▶ Problem: Note how many lines hold "this" and report that number by itself.

▶ Data for the task:
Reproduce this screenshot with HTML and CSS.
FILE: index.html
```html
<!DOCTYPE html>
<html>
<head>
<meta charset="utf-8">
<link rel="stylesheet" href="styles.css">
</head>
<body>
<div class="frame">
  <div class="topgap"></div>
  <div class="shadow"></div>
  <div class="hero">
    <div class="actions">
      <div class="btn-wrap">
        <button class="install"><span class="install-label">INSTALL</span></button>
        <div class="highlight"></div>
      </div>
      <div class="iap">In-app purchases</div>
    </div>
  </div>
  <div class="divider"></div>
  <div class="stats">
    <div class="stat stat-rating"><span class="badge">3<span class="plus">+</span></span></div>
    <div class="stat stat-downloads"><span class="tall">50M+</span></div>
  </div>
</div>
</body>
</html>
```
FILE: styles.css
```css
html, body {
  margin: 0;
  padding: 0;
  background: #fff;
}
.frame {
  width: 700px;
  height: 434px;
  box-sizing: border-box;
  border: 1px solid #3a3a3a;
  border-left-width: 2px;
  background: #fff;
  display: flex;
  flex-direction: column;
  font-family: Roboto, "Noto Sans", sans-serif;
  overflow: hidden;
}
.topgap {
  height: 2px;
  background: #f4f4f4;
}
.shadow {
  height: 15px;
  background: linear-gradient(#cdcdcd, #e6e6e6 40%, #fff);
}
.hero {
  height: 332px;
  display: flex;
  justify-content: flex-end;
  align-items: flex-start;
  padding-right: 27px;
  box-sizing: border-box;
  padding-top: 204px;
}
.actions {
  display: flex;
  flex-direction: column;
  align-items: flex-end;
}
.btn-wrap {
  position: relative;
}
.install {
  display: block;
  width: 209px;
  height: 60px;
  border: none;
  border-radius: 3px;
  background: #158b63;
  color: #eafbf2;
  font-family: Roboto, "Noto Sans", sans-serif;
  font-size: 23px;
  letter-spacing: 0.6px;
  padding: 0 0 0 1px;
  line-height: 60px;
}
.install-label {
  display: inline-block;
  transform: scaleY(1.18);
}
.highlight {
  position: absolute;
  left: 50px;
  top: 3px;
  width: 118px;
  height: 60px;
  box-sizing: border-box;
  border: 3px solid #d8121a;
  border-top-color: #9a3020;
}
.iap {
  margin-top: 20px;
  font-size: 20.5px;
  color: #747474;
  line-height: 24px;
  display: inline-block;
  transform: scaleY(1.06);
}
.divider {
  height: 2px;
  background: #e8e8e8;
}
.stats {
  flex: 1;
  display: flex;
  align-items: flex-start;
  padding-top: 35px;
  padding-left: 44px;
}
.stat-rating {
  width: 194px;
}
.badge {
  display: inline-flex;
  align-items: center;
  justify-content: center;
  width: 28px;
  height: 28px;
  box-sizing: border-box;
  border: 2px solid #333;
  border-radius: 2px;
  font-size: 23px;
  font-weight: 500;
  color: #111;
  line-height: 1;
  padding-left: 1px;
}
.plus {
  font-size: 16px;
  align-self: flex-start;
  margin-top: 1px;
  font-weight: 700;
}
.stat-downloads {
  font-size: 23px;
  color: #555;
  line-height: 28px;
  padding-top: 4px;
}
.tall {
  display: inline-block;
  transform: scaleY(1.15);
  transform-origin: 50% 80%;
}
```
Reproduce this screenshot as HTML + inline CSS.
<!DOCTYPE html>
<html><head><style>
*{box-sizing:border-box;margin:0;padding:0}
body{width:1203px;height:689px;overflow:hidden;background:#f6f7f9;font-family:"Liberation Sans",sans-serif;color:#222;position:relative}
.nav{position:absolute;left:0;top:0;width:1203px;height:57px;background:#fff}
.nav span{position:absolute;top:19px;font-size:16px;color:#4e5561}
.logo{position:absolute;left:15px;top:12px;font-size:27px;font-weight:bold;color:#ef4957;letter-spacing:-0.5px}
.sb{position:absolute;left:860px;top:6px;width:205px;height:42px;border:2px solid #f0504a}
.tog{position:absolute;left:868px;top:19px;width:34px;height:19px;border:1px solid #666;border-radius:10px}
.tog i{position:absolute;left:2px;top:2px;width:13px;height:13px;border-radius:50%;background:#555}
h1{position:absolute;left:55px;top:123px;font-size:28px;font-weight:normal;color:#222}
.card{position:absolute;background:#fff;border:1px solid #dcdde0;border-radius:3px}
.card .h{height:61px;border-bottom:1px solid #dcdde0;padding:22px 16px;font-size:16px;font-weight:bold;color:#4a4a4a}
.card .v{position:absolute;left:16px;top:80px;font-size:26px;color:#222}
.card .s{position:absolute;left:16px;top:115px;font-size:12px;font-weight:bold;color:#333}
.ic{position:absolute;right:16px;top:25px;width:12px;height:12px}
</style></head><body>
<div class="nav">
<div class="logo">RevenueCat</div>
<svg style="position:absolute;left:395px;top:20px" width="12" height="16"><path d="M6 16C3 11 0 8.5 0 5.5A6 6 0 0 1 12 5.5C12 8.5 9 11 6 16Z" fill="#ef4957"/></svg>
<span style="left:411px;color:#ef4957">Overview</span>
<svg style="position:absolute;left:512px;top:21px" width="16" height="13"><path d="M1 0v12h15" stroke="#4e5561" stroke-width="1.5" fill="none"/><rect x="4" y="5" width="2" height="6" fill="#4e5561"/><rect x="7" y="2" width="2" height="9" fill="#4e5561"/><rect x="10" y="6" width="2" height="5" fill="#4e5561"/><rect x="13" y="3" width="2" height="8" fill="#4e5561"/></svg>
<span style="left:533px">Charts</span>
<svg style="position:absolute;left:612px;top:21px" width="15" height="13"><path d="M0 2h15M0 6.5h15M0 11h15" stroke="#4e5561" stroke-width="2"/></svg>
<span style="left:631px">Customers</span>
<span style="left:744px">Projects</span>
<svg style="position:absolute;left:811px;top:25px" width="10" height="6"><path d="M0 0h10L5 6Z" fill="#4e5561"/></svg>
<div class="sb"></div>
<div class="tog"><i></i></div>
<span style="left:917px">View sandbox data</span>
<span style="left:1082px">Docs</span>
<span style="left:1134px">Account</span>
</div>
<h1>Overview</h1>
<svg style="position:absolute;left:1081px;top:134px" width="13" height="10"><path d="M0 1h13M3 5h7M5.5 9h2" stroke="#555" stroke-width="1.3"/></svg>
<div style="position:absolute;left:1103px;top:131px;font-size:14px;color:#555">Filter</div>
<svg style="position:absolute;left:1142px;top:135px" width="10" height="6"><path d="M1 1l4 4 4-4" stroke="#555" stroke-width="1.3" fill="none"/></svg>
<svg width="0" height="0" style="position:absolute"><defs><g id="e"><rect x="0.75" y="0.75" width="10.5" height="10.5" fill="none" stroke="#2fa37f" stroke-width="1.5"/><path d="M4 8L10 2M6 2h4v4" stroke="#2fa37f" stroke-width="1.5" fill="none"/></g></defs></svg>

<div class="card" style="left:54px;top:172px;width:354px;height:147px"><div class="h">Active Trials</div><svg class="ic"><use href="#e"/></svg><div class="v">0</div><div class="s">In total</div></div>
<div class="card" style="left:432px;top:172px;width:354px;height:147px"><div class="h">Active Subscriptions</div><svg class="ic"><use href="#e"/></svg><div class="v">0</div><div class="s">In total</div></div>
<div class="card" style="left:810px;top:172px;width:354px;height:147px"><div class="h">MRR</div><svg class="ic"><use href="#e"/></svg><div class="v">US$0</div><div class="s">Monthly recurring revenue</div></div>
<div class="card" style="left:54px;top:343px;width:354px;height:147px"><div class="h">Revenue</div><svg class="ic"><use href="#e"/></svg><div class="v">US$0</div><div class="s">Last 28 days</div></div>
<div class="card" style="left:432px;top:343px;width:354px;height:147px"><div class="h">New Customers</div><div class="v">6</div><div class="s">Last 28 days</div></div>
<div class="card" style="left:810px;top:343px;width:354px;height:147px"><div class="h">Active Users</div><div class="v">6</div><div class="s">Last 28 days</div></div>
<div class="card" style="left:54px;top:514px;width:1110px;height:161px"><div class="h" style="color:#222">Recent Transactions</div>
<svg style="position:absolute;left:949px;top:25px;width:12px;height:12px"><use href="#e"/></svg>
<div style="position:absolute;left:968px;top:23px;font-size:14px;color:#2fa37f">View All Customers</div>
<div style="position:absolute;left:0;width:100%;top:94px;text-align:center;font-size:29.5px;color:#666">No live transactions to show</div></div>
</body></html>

--

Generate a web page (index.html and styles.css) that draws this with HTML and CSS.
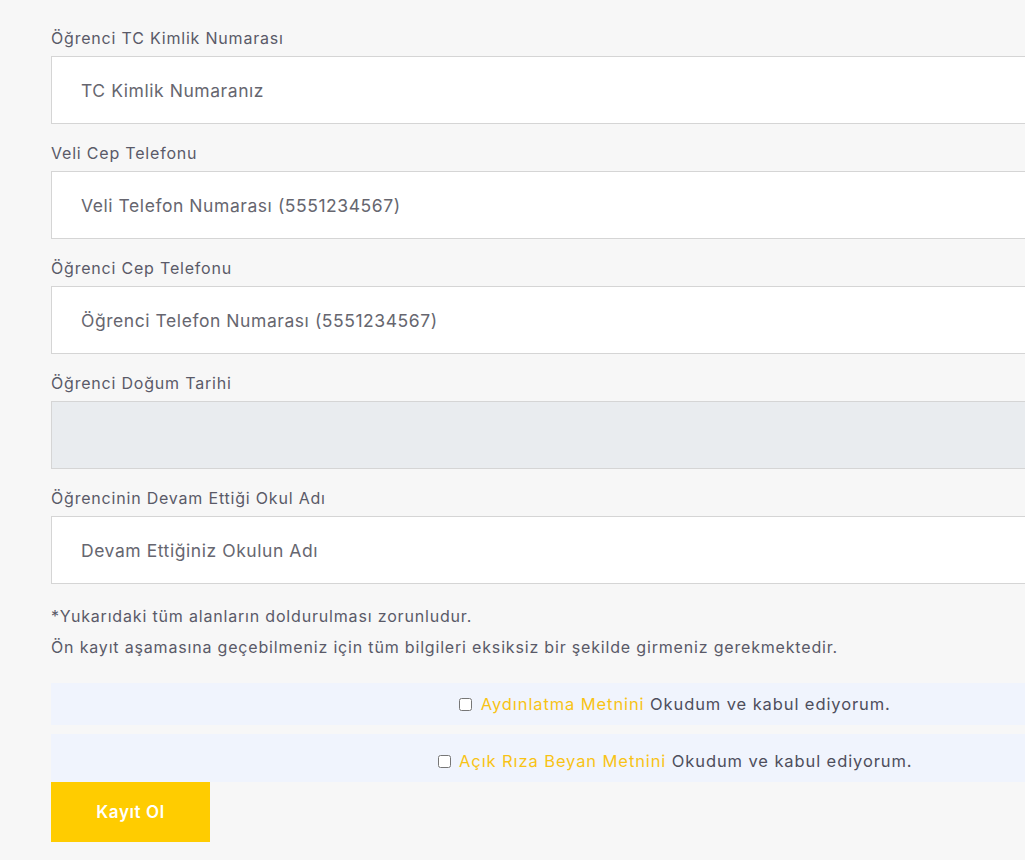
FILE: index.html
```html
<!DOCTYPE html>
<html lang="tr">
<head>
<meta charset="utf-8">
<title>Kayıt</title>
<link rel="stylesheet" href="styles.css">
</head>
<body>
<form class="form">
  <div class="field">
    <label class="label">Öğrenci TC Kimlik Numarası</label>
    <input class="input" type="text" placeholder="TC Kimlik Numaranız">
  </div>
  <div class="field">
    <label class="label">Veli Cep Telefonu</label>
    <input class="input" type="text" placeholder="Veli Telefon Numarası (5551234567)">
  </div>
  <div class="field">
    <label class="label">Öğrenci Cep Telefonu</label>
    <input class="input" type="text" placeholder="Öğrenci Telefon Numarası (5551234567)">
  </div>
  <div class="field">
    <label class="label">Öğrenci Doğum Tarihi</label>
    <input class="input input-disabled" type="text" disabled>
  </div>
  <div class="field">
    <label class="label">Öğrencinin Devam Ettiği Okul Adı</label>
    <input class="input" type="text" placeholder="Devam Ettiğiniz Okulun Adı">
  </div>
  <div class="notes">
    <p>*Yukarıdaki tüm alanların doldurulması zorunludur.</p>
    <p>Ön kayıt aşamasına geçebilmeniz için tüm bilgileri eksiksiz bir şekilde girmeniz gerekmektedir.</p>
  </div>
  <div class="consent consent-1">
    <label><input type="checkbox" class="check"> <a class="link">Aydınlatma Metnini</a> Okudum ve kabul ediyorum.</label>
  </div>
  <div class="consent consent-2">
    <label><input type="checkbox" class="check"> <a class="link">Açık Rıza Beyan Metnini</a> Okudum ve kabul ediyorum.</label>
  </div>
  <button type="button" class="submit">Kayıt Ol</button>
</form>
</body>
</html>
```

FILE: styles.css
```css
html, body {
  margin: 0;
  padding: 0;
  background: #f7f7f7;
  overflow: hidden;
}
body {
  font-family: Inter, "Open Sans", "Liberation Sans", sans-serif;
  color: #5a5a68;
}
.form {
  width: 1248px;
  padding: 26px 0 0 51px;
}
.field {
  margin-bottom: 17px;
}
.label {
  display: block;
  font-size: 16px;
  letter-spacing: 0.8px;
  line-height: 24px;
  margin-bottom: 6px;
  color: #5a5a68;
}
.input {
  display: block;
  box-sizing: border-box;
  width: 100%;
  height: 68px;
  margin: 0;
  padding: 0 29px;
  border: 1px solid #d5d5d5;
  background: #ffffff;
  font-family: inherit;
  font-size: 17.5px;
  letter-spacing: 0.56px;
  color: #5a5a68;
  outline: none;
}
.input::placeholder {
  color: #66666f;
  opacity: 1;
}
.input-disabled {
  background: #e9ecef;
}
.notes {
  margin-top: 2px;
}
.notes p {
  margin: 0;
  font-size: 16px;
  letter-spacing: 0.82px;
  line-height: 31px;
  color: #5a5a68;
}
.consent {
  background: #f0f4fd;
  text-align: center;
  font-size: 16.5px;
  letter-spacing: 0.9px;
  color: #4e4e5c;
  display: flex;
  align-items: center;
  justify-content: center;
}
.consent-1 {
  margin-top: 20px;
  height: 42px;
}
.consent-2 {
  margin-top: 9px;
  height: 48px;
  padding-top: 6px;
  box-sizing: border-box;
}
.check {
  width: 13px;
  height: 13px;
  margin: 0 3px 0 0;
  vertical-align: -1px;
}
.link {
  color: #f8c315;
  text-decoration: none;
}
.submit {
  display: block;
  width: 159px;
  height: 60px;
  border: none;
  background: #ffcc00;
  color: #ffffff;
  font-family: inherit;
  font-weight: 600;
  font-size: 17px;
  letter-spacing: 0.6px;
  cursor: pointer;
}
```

▶ Result: 3